Ed Stelmach knew better. He waited until March 2008 to hold an election, when public opinion polls said Albertans were growing sick and tired of both the man and his government. Everyone who was anything in Alberta politics thought he was nuts.

He captured 72 out of 83 seats in the Legislature in the March 3, 2008, election.

Stelmach’s leadership in 2009 was a gong show. Pretty much anything that could go wrong did. His health minister stumbled from disaster to catastrophe. Well-heeled seniors booed his MLAs in safe Tory ridings. His communications brain trust couldn’t tell the difference between Alberta and northern England. His polling numbers plunged.

So when his PCs’ mandatory leadership review approached in November 2009, everyone who was anything in Alberta politics figured he was in deep trouble. Dissident Tories yakked and yakked. Even his predecessor in the job, Ralph Klein, set the bar high and suggested that if he got less than a 70-per-cent mandate he should hang up his hat and spurs.

Ed Stelmach knew better.

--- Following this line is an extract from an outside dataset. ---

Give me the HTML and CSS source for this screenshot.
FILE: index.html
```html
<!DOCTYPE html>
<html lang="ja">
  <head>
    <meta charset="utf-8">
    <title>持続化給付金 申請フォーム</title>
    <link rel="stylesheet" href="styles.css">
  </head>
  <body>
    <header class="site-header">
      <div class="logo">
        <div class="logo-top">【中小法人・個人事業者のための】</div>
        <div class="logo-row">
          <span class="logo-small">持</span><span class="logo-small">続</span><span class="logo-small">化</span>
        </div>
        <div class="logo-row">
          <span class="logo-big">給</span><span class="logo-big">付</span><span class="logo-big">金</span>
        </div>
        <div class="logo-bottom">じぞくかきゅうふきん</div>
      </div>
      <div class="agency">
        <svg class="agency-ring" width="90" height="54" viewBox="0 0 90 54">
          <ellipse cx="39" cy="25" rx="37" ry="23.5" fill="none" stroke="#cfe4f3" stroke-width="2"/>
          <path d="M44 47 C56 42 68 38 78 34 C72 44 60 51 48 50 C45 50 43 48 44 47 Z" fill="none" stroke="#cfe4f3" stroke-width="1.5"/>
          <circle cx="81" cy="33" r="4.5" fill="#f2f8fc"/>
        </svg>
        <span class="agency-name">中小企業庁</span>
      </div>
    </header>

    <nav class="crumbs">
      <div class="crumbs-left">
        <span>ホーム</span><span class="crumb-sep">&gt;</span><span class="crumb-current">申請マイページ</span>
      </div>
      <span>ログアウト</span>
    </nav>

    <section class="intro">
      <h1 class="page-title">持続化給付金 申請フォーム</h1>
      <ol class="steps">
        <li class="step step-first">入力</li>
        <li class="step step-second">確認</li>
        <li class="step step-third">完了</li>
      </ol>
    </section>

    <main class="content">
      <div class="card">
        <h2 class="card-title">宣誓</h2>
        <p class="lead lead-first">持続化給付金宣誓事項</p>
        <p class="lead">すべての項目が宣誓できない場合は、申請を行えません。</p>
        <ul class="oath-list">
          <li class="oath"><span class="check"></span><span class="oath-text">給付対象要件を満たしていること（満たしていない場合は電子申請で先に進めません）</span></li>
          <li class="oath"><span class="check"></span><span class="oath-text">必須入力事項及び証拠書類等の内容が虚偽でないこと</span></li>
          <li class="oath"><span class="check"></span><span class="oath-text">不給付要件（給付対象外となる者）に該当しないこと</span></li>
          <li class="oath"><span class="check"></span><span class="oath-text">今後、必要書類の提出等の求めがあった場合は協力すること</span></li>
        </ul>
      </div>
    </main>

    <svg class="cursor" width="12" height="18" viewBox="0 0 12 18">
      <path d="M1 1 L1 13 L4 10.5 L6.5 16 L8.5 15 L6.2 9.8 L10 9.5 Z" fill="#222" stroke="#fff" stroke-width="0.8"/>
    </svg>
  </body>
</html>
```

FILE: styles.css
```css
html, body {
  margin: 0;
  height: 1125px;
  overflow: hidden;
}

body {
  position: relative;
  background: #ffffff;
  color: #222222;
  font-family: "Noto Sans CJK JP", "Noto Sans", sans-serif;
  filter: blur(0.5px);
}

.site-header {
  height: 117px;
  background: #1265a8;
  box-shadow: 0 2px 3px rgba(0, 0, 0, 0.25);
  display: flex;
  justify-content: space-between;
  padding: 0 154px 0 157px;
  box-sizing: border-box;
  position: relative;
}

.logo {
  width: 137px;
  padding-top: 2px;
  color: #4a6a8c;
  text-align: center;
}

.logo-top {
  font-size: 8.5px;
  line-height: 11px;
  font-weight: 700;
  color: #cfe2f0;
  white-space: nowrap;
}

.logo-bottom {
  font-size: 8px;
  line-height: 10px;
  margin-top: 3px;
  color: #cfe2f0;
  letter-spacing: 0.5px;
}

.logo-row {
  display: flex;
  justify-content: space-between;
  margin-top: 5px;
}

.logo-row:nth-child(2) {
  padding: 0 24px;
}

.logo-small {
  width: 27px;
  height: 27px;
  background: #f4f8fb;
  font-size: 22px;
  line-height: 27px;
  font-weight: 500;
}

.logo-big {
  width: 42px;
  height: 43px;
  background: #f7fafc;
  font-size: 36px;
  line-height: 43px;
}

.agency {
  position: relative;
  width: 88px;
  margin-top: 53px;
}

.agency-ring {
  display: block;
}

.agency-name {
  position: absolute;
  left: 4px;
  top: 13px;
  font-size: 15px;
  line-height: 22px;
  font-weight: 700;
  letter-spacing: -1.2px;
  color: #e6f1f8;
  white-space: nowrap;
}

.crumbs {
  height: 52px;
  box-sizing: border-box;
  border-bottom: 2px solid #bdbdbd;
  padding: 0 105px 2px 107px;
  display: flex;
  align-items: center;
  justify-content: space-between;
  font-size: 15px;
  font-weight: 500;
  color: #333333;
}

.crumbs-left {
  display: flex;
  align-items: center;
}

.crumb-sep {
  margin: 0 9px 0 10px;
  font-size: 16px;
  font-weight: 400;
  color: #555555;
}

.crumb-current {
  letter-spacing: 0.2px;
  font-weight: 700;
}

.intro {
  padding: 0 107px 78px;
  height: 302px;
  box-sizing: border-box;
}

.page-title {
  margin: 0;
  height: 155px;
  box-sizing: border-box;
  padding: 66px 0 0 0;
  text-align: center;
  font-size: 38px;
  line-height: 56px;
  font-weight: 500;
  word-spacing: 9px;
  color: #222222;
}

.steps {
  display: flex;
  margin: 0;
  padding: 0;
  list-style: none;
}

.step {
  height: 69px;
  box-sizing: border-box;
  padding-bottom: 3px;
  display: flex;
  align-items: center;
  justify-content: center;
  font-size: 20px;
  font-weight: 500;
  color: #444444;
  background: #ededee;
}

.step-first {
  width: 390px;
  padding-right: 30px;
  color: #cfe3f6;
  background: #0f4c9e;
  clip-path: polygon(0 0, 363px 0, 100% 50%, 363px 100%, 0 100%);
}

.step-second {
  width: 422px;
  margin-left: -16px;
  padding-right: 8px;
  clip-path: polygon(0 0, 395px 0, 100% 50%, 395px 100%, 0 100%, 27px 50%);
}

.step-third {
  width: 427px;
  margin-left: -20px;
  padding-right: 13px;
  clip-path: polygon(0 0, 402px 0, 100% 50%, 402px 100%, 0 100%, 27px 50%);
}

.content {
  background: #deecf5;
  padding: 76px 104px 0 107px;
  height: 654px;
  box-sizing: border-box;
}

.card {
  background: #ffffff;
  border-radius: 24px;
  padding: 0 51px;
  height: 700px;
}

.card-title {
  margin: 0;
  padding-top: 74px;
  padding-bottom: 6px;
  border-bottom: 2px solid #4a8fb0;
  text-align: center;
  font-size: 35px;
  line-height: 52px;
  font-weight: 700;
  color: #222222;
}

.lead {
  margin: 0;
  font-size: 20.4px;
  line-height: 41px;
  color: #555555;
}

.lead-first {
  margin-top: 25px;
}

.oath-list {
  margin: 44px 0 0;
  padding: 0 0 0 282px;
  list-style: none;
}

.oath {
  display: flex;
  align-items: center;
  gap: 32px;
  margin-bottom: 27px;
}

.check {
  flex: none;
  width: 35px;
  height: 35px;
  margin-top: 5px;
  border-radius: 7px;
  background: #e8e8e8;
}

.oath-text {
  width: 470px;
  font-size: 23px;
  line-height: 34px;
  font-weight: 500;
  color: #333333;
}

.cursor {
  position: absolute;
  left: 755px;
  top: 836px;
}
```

He captured 77.4 per cent support in the Nov. 7, 2009, vote.

Which brings us to the present. Stelmach’s polling numbers still aren’t all that hot — they suggest that if an election were held any time soon, which it won’t be, he’d hang on only to a razor thing majority and the right-wing Wildrose Alliance would form the opposition. Enough Liberals and New Democrats would be elected in the Edmonton area to make the provincial Legislature a busier and more interesting place.

What’s more, the trend line is not a promising one for Stelmach.

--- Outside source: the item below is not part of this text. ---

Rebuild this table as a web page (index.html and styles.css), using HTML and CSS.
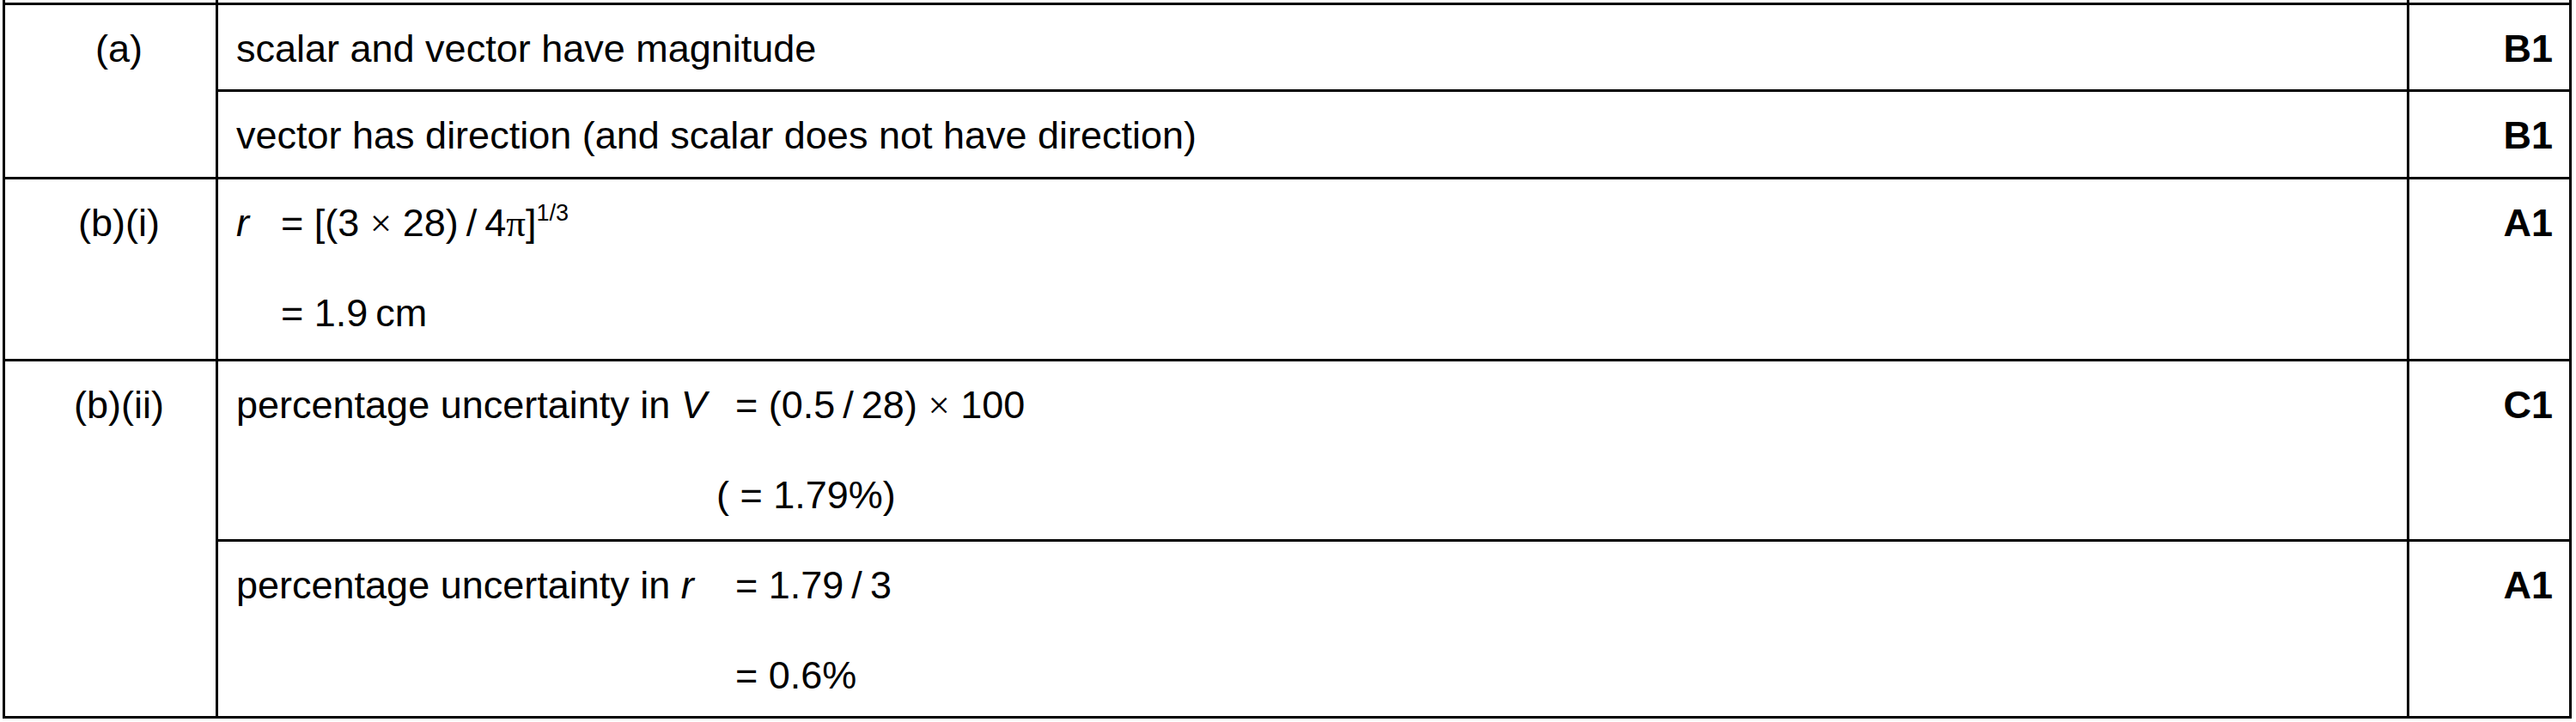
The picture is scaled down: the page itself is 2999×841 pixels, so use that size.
FILE: index.html
```html
<!DOCTYPE html>
<html lang="en">
<head>
<meta charset="utf-8">
<title>Mark scheme</title>
<link rel="stylesheet" href="styles.css">
</head>
<body>
<div class="sheet">
  <div class="stub"></div><div class="stub"></div><div class="stub"></div>

  <div class="cell part span2">(a)</div>
  <div class="cell ans"><p>scalar and vector have magnitude</p></div>
  <div class="cell mark">B1</div>
  <div class="cell ans"><p>vector has direction (and scalar does not have direction)</p></div>
  <div class="cell mark">B1</div>

  <div class="cell part">(b)(i)</div>
  <div class="cell ans">
    <p class="eq"><span class="lhs lhs-r"><i>r</i></span><span>= [(3 <span class="sym">×</span> 28)&thinsp;/&thinsp;4<span class="sym">π</span>]<sup>1/3</sup></span></p>
    <p class="eq"><span class="lhs lhs-r"></span><span>= 1.9&thinsp;cm</span></p>
  </div>
  <div class="cell mark">A1</div>

  <div class="cell part span2">(b)(ii)</div>
  <div class="cell ans">
    <p class="eq"><span class="lhs lhs-p">percentage uncertainty in <i>V</i></span><span>= (0.5&thinsp;/&thinsp;28) <span class="sym">×</span> 100</span></p>
    <p class="eq"><span class="lhs lhs-paren"></span><span>( = 1.79%)</span></p>
  </div>
  <div class="cell mark">C1</div>
  <div class="cell ans">
    <p class="eq"><span class="lhs lhs-p">percentage uncertainty in <i>r</i></span><span>= 1.79&thinsp;/&thinsp;3</span></p>
    <p class="eq"><span class="lhs lhs-p"></span><span>= 0.6%</span></p>
  </div>
  <div class="cell mark">A1</div>
</div>
</body>
</html>
```

FILE: styles.css
```css
html, body {
  margin: 0;
  padding: 0;
  background: #ffffff;
}

body {
  font-family: "Liberation Sans", Arial, sans-serif;
  font-size: 45px;
  color: #000000;
}

.sheet {
  display: grid;
  grid-template-columns: 245px 2548px 186px;
  grid-template-rows: 3px 98px 99px 209px 207px 203px;
  gap: 3px;
  width: max-content;
  margin-left: 3px;
  padding: 0 3px 3px 3px;
  background: #000000;
}

.stub {
  background: #ffffff;
}

.cell {
  background: #ffffff;
  padding-top: 25px;
  line-height: 52px;
  white-space: nowrap;
}

.cell p {
  margin: 0;
  line-height: 52px;
}

.cell p + p {
  margin-top: 53px;
}

.span2 {
  grid-row: span 2;
}

.part {
  text-align: center;
  padding-left: 20px;
}

.ans {
  padding-left: 21px;
}

.mark {
  text-align: right;
  font-weight: bold;
  padding-right: 19px;
}

.eq {
  display: flex;
  align-items: baseline;
}

.lhs {
  display: inline-block;
  flex: none;
}

.lhs-r {
  width: 52px;
}

.lhs-p {
  width: 581px;
}

.lhs-paren {
  width: 559px;
}

.sym {
  font-family: "Liberation Serif", "Times New Roman", serif;
}

sup {
  font-size: 27px;
  line-height: 0;
  vertical-align: 18px;
}
```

Yet with the Alliance policy convention less than two weeks away, presenting Stelmach’s right-leaning challenger with a chance for a bounce in the polls if it can find something good to talk about, the premier has chosen this moment to introduce a policy that will expose residential electricity consumers to Alberta’s volatile and expensive market for “deregulated” power.

The change means consumers will no longer be protected from huge spikes in Alberta’s already grossly overpriced and mismanaged electricity market. Judging from what the Albertan in the street has to say, this change is being greeted with cynicism and fear. Many see it as an effort to force consumers into disadvantageous long-term contracts with unscrupulous and barely regulated power suppliers. And that’s the feeling now, while the temperatures are warm and the sun is shining.

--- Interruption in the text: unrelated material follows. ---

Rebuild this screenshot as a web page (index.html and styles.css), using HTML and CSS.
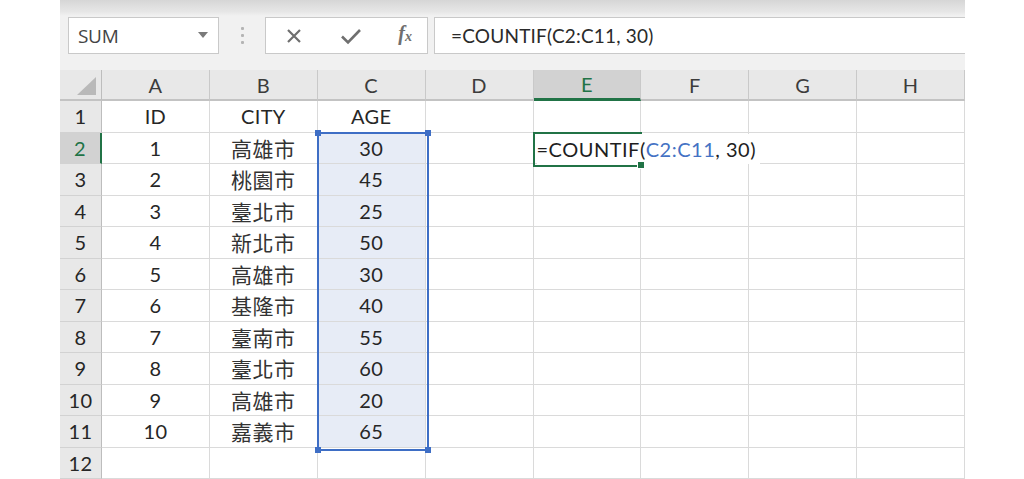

Wildrose Alliance partisans are already predicting in the media that “consumers who receive power bills in the $100 to $200 range could be jolted by one in the $500 range as a result of the change.”

Now, consider the timing. This is the summer of 2010. It’s reasonably safe, even for a political blogger, to predict that the temperatures will grow quite chilly here in Alberta during January and February 2011, and again in the next fall and winter.

If electricity prices spike during one of those cold periods, as also seems possible, surely Stelmach will pay a political price if he calls an election as he insists he will in March 2012 — especially if some poor senior has frozen to death in her modest Edmonton bungalow the winter before.

Not that a real Conservative — or a real Wildroser, for that matter — would truly care. This is just the sort of thing that has to happen in a globalized economy, they would think in their more private moments. But such events have political consequences in the real world, surely even here in Alberta.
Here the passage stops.